I'm glad you like the logo... Download it and give it a try if you haven't!
Logo and slogan
I like the logo and slogan.
"It's easy to install and
"It's easy to install and manage -- no extra packages needed to "do something."
You *always* need extra packages, unless you're writing a trivial program. The program I'm working on in Common Lisp right now (which I thought was pretty simple) uses a feature which NewLisp doesn't have. Or rather, it has a much weaker version of it, which is completely useless for my program. (And CL has a million libraries already, which NL doesn't.)
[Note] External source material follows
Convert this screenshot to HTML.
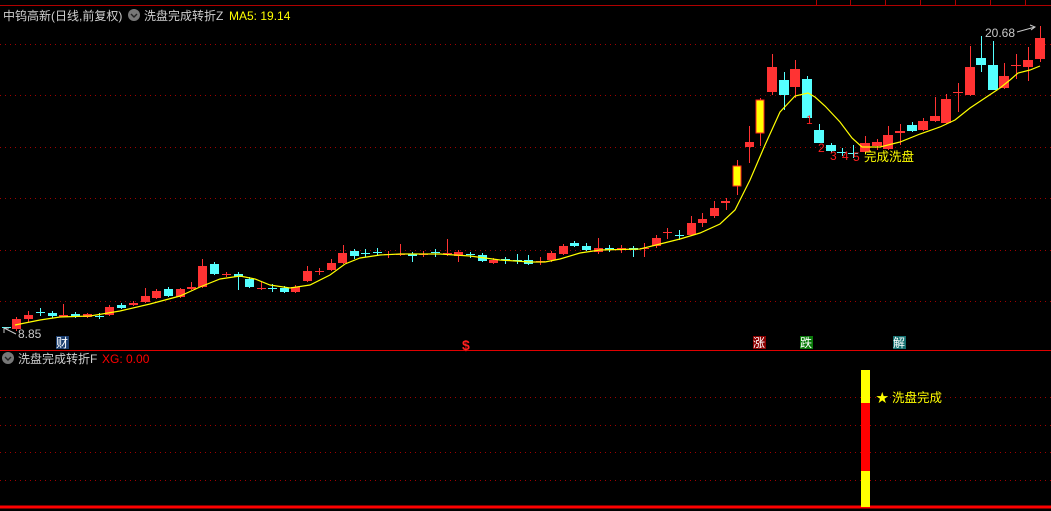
<!DOCTYPE html>
<html><head><meta charset="utf-8"><style>
html,body{margin:0;padding:0;background:#000;width:1051px;height:511px;overflow:hidden}
svg{display:block}
text{font-family:"Liberation Sans","Noto Sans CJK SC",sans-serif}
</style></head><body>
<svg width="1051" height="511" viewBox="0 0 1051 511" xmlns="http://www.w3.org/2000/svg">
<line x1="0" y1="5.5" x2="1051" y2="5.5" stroke="#b00000" stroke-width="1"/>
<g stroke="#b00000"><line x1="816.5" y1="0" x2="816.5" y2="5"/><line x1="850.5" y1="0" x2="850.5" y2="5"/><line x1="885.5" y1="0" x2="885.5" y2="5"/><line x1="920.5" y1="0" x2="920.5" y2="5"/><line x1="955.5" y1="0" x2="955.5" y2="5"/><line x1="990.5" y1="0" x2="990.5" y2="5"/><line x1="1025.5" y1="0" x2="1025.5" y2="5"/></g>
<g stroke="#a00000" stroke-dasharray="1,4" stroke-width="1">
<line x1="0" y1="44.5" x2="1051" y2="44.5"/><line x1="0" y1="95.5" x2="1051" y2="95.5"/><line x1="0" y1="147.5" x2="1051" y2="147.5"/><line x1="0" y1="198.5" x2="1051" y2="198.5"/><line x1="0" y1="250.5" x2="1051" y2="250.5"/><line x1="0" y1="301.5" x2="1051" y2="301.5"/>
<line x1="0" y1="397.5" x2="1051" y2="397.5"/><line x1="0" y1="425.5" x2="1051" y2="425.5"/><line x1="0" y1="452.5" x2="1051" y2="452.5"/><line x1="0" y1="480.5" x2="1051" y2="480.5"/>
</g>
<line x1="0" y1="350.5" x2="1051" y2="350.5" stroke="#e00000" stroke-width="1"/>
<line x1="0" y1="507" x2="1051" y2="507" stroke="#ff0000" stroke-width="3"/>
<text x="3" y="20" font-size="12" fill="#d0d0d0">中钨高新(日线,前复权)</text>
<circle cx="134" cy="15" r="6" fill="#777"/><path d="M131 14 l3 3 l3 -3" stroke="#222" stroke-width="1.4" fill="none"/>
<text x="144" y="20" font-size="12" fill="#d0d0d0">洗盘完成转折Z</text>
<text x="229" y="20" font-size="12" fill="#ffff00">MA5: 19.14</text>
<circle cx="8" cy="358" r="6" fill="#777"/><path d="M5 357 l3 3 l3 -3" stroke="#222" stroke-width="1.4" fill="none"/>
<text x="18" y="363" font-size="12" fill="#d0d0d0">洗盘完成转折F</text>
<text x="102" y="363" font-size="12" fill="#ff0000">XG: 0.00</text>
<g stroke-width="1">
<g stroke="#ff3333">
<line x1="16.5" y1="317" x2="16.5" y2="331"/><line x1="28.5" y1="311" x2="28.5" y2="322"/><line x1="63.5" y1="304" x2="63.5" y2="317"/><line x1="87.5" y1="313" x2="87.5" y2="318"/><line x1="109.5" y1="305" x2="109.5" y2="316"/><line x1="133.5" y1="301" x2="133.5" y2="306"/><line x1="145.5" y1="288" x2="145.5" y2="303"/><line x1="156.5" y1="289" x2="156.5" y2="299"/><line x1="180.5" y1="288" x2="180.5" y2="298"/><line x1="191.5" y1="282" x2="191.5" y2="290"/><line x1="202.5" y1="259" x2="202.5" y2="288"/><line x1="226.5" y1="272" x2="226.5" y2="277"/><line x1="261.5" y1="282" x2="261.5" y2="290"/><line x1="295.5" y1="285" x2="295.5" y2="293"/><line x1="307.5" y1="266" x2="307.5" y2="282"/><line x1="319.5" y1="268" x2="319.5" y2="275"/><line x1="331.5" y1="259" x2="331.5" y2="271"/><line x1="343.5" y1="245" x2="343.5" y2="264"/>
<line x1="388.5" y1="251" x2="388.5" y2="258"/><line x1="400.5" y1="244" x2="400.5" y2="256"/><line x1="423.5" y1="251" x2="423.5" y2="257"/><line x1="447.5" y1="239" x2="447.5" y2="256"/><line x1="458.5" y1="250" x2="458.5" y2="262"/><line x1="493.5" y1="258" x2="493.5" y2="264"/><line x1="540.5" y1="257" x2="540.5" y2="265"/><line x1="551.5" y1="251" x2="551.5" y2="262"/><line x1="563.5" y1="244" x2="563.5" y2="255"/><line x1="598.5" y1="238" x2="598.5" y2="254"/><line x1="621.5" y1="245" x2="621.5" y2="253"/><line x1="644.5" y1="243" x2="644.5" y2="257"/><line x1="656.5" y1="235" x2="656.5" y2="248"/><line x1="667.5" y1="228" x2="667.5" y2="239"/><line x1="691.5" y1="216" x2="691.5" y2="236"/><line x1="702.5" y1="213" x2="702.5" y2="227"/><line x1="714.5" y1="201" x2="714.5" y2="218"/><line x1="726.5" y1="198" x2="726.5" y2="210"/><line x1="737.5" y1="160" x2="737.5" y2="195"/><line x1="749.5" y1="126" x2="749.5" y2="163"/><line x1="760.5" y1="98" x2="760.5" y2="146"/><line x1="772.5" y1="54" x2="772.5" y2="95"/><line x1="795.5" y1="60" x2="795.5" y2="98"/><line x1="865.5" y1="136" x2="865.5" y2="154"/><line x1="877.5" y1="139" x2="877.5" y2="150"/><line x1="888.5" y1="126" x2="888.5" y2="150"/><line x1="900.5" y1="124" x2="900.5" y2="145"/><line x1="923.5" y1="118" x2="923.5" y2="131"/><line x1="935.5" y1="97" x2="935.5" y2="122"/><line x1="946.5" y1="94" x2="946.5" y2="124"/><line x1="958.5" y1="83" x2="958.5" y2="112"/><line x1="970.5" y1="46" x2="970.5" y2="96"/><line x1="1004.5" y1="63" x2="1004.5" y2="89"/><line x1="1016.5" y1="54" x2="1016.5" y2="79"/><line x1="1028.5" y1="47" x2="1028.5" y2="81"/><line x1="1040.5" y1="26" x2="1040.5" y2="62"/>
</g>
<g stroke="#55ffff">
<line x1="40.5" y1="308" x2="40.5" y2="316"/><line x1="52.5" y1="311" x2="52.5" y2="318"/><line x1="75.5" y1="312" x2="75.5" y2="318"/><line x1="99.5" y1="313" x2="99.5" y2="319"/><line x1="121.5" y1="303" x2="121.5" y2="309"/><line x1="168.5" y1="287" x2="168.5" y2="297"/><line x1="214.5" y1="262" x2="214.5" y2="275"/><line x1="238.5" y1="272" x2="238.5" y2="290"/><line x1="249.5" y1="277" x2="249.5" y2="288"/><line x1="272.5" y1="284" x2="272.5" y2="292"/><line x1="284.5" y1="286" x2="284.5" y2="293"/><line x1="354.5" y1="249" x2="354.5" y2="259"/><line x1="365.5" y1="249" x2="365.5" y2="257"/><line x1="377.5" y1="248" x2="377.5" y2="256"/><line x1="412.5" y1="252" x2="412.5" y2="262"/><line x1="435.5" y1="249" x2="435.5" y2="257"/><line x1="470.5" y1="252" x2="470.5" y2="258"/><line x1="482.5" y1="253" x2="482.5" y2="262"/><line x1="505.5" y1="257" x2="505.5" y2="264"/><line x1="517.5" y1="254" x2="517.5" y2="264"/><line x1="528.5" y1="255" x2="528.5" y2="265"/><line x1="574.5" y1="241" x2="574.5" y2="247"/><line x1="586.5" y1="243" x2="586.5" y2="251"/><line x1="609.5" y1="245" x2="609.5" y2="252"/><line x1="633.5" y1="246" x2="633.5" y2="257"/><line x1="679.5" y1="230" x2="679.5" y2="240"/><line x1="784.5" y1="72" x2="784.5" y2="110"/><line x1="807.5" y1="76" x2="807.5" y2="118"/><line x1="819.5" y1="124" x2="819.5" y2="143"/><line x1="831.5" y1="143" x2="831.5" y2="153"/><line x1="842.5" y1="148" x2="842.5" y2="156"/><line x1="853.5" y1="145" x2="853.5" y2="158"/><line x1="912.5" y1="122" x2="912.5" y2="132"/><line x1="981.5" y1="36" x2="981.5" y2="72"/><line x1="993.5" y1="41" x2="993.5" y2="90"/>
</g>
</g>
<g fill="#ff3333">
<rect x="12" y="319" width="9" height="10"/><rect x="24" y="315" width="9" height="4"/><rect x="59" y="315" width="9" height="2"/><rect x="83" y="314" width="9" height="3"/><rect x="105" y="307" width="9" height="8"/><rect x="129" y="303" width="9" height="2"/><rect x="141" y="296" width="9" height="6"/><rect x="152" y="291" width="9" height="7"/><rect x="176" y="289" width="9" height="8"/><rect x="187" y="287" width="9" height="2"/><rect x="198" y="266" width="9" height="21"/><rect x="222" y="274" width="9" height="1"/><rect x="257" y="288" width="9" height="1"/><rect x="291" y="287" width="9" height="5"/><rect x="303" y="271" width="9" height="10"/><rect x="315" y="271" width="9" height="1"/><rect x="327" y="263" width="9" height="7"/><rect x="338" y="253" width="9" height="10"/>
<rect x="384" y="254" width="9" height="1"/><rect x="396" y="254" width="9" height="1"/><rect x="419" y="254" width="9" height="1"/><rect x="443" y="253" width="9" height="1"/><rect x="454" y="252" width="9" height="4"/><rect x="489" y="260" width="9" height="3"/><rect x="536" y="261" width="9" height="1"/><rect x="547" y="253" width="9" height="7"/><rect x="559" y="246" width="9" height="8"/><rect x="594" y="248" width="9" height="4"/><rect x="617" y="248" width="9" height="2"/><rect x="640" y="248" width="9" height="1"/><rect x="652" y="238" width="9" height="8"/><rect x="663" y="232" width="9" height="1"/><rect x="687" y="223" width="9" height="12"/><rect x="698" y="219" width="9" height="4"/><rect x="710" y="208" width="9" height="8"/><rect x="721" y="201" width="9" height="2"/><rect x="745" y="142" width="9" height="5"/><rect x="767" y="67" width="10" height="25"/><rect x="790" y="69" width="10" height="18"/><rect x="860" y="143" width="10" height="9"/><rect x="872" y="142" width="10" height="4"/><rect x="883" y="135" width="10" height="14"/><rect x="895" y="131" width="10" height="2"/><rect x="918" y="121" width="10" height="9"/><rect x="930" y="116" width="10" height="5"/><rect x="941" y="99" width="10" height="24"/><rect x="953" y="92" width="10" height="1"/><rect x="965" y="67" width="10" height="28"/><rect x="999" y="76" width="10" height="12"/><rect x="1011" y="65" width="10" height="1"/><rect x="1023" y="60" width="10" height="7"/><rect x="1035" y="38" width="10" height="21"/>
</g>
<g fill="#55ffff">
<rect x="2" y="327" width="9" height="1"/><rect x="36" y="312" width="9" height="1"/><rect x="48" y="313" width="9" height="3"/><rect x="71" y="314" width="9" height="3"/><rect x="95" y="316" width="9" height="1"/><rect x="117" y="305" width="9" height="3"/><rect x="164" y="289" width="9" height="7"/><rect x="210" y="264" width="9" height="10"/><rect x="234" y="274" width="9" height="3"/><rect x="245" y="279" width="9" height="8"/><rect x="268" y="288" width="9" height="1"/><rect x="280" y="288" width="9" height="4"/><rect x="350" y="251" width="9" height="5"/><rect x="361" y="253" width="9" height="1"/><rect x="373" y="252" width="9" height="1"/><rect x="408" y="254" width="9" height="2"/><rect x="431" y="252" width="9" height="1"/><rect x="466" y="254" width="9" height="1"/><rect x="478" y="255" width="9" height="6"/><rect x="501" y="259" width="9" height="1"/><rect x="513" y="260" width="9" height="1"/><rect x="524" y="260" width="9" height="4"/><rect x="570" y="243" width="9" height="3"/><rect x="582" y="246" width="9" height="4"/><rect x="605" y="248" width="9" height="2"/><rect x="629" y="248" width="9" height="2"/><rect x="675" y="235" width="9" height="1"/><rect x="779" y="80" width="10" height="15"/><rect x="802" y="79" width="10" height="39"/><rect x="814" y="130" width="10" height="13"/><rect x="826" y="145" width="10" height="6"/><rect x="837" y="152" width="10" height="1"/><rect x="848" y="153" width="10" height="1"/><rect x="907" y="125" width="10" height="6"/><rect x="976" y="58" width="10" height="7"/><rect x="988" y="65" width="10" height="25"/>
</g>
<rect x="733" y="166" width="8" height="20" fill="#ffff00" stroke="#ff2020" stroke-width="1"/>
<rect x="756" y="100" width="8" height="33" fill="#ffff00" stroke="#ff2020" stroke-width="1"/>
<polyline fill="none" stroke="#ffff00" stroke-width="1.2" points="15,325 40,320 60,317 90,316 120,311 150,304 180,296 200,287 220,279 240,276 255,279 270,285 290,288 310,285 330,275 345,264 360,258 380,255 400,254 440,254 470,256 500,260 530,262 545,262 560,259 580,253 600,250 640,249 660,244 680,239 700,233 720,224 735,210 750,180 765,145 780,112 795,96 808,93 815,97 825,106 840,122 852,138 862,147 880,147 900,142 920,134 940,127 955,120 970,108 985,98 1000,88 1010,80 1018,73 1030,70 1040,66"/>
<text x="806" y="124" font-size="12" fill="#ff2020">1</text>
<text x="818" y="152" font-size="12" fill="#ff2020">2</text>
<text x="830" y="160" font-size="12" fill="#ff2020">3</text>
<text x="842" y="160" font-size="12" fill="#ff2020">4</text>
<text x="853" y="161" font-size="12" fill="#ff2020">5</text>
<text x="864" y="161" font-size="12.5" fill="#ffff00">完成洗盘</text>
<text x="985" y="37" font-size="12" fill="#c8c8c8">20.68</text>
<path d="M1017 32 L1035 27 M1030 25 L1035 27 L1031 30" stroke="#c8c8c8" fill="none"/>
<text x="18" y="338" font-size="12" fill="#c8c8c8">8.85</text>
<path d="M4 328 L16 334 M4 328 L4 333 M4 328 L9 328" stroke="#c8c8c8" fill="none"/>
<rect x="56" y="336" width="13" height="13" fill="#1c3f70"/>
<text x="56" y="347" font-size="12" fill="#fff">财</text>
<text x="462" y="350" font-size="14" fill="#ff2020" font-weight="bold">$</text>
<rect x="753" y="336" width="13" height="13" fill="#8a0000"/>
<text x="753" y="347" font-size="12" fill="#fff">涨</text>
<rect x="800" y="336" width="13" height="13" fill="#0a7a0a"/>
<text x="800" y="347" font-size="12" fill="#fff">跌</text>
<rect x="893" y="336" width="13" height="13" fill="#157070"/>
<text x="893" y="347" font-size="12" fill="#fff">解</text>
<rect x="861" y="370" width="9" height="33" fill="#ffff00"/>
<rect x="861" y="403" width="9" height="68" fill="#ff0000"/>
<rect x="861" y="471" width="9" height="36" fill="#ffff00"/>
<text x="876" y="402" font-size="12.5" fill="#ffff00">★ 洗盘完成</text>
</svg>
</body></html>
Common Lisp is the result of bright minds at several different Lisp companies merging years (decades?) of Lisp work into one standard. The result is a mishmash of different styles, and not always the best function names, but there is actually a reason for all of it. Each piece solved a real problem.
That's why we get frustrated by things like NewLisp -- not because CL can't be improved (it sure can!), but because people go in and just take out the ugly-looking parts. Then we try to write Lisp in it and discover the features we need are gone. People talk about how Lisp isn't built for practicality, but in fact CL was built for just that. We don't want the funny-named functions because they're obscure; we want them because they make our programs 5x shorter. :-) If you try to make the names more descriptive and consistent, that would be good. If you remove a feature because it looks odd, you screw up a dozen other features which happened to play really nice with that one, and it spreads from there.
I doubt "NewLisp on Rails" will ever happen, because NewLisp lacks many of the features that make Lisp great; it looks like Python in Parens. There's no advantage to that over just normal Python.
>> NewLisp lacks many of the
>> NewLisp lacks many of the features that make Lisp great; it looks like Python in Parens. There's no advantage to that over just normal Python. <<
NewLisp does have an advantage, and its name is Paul Graham.
That probably doesn't outweight the fact that Python is a mature language with libraries for everything and a huge community, though.
I don't program
Don't know lisp from linguine, but what's wrong with #emerge clisp?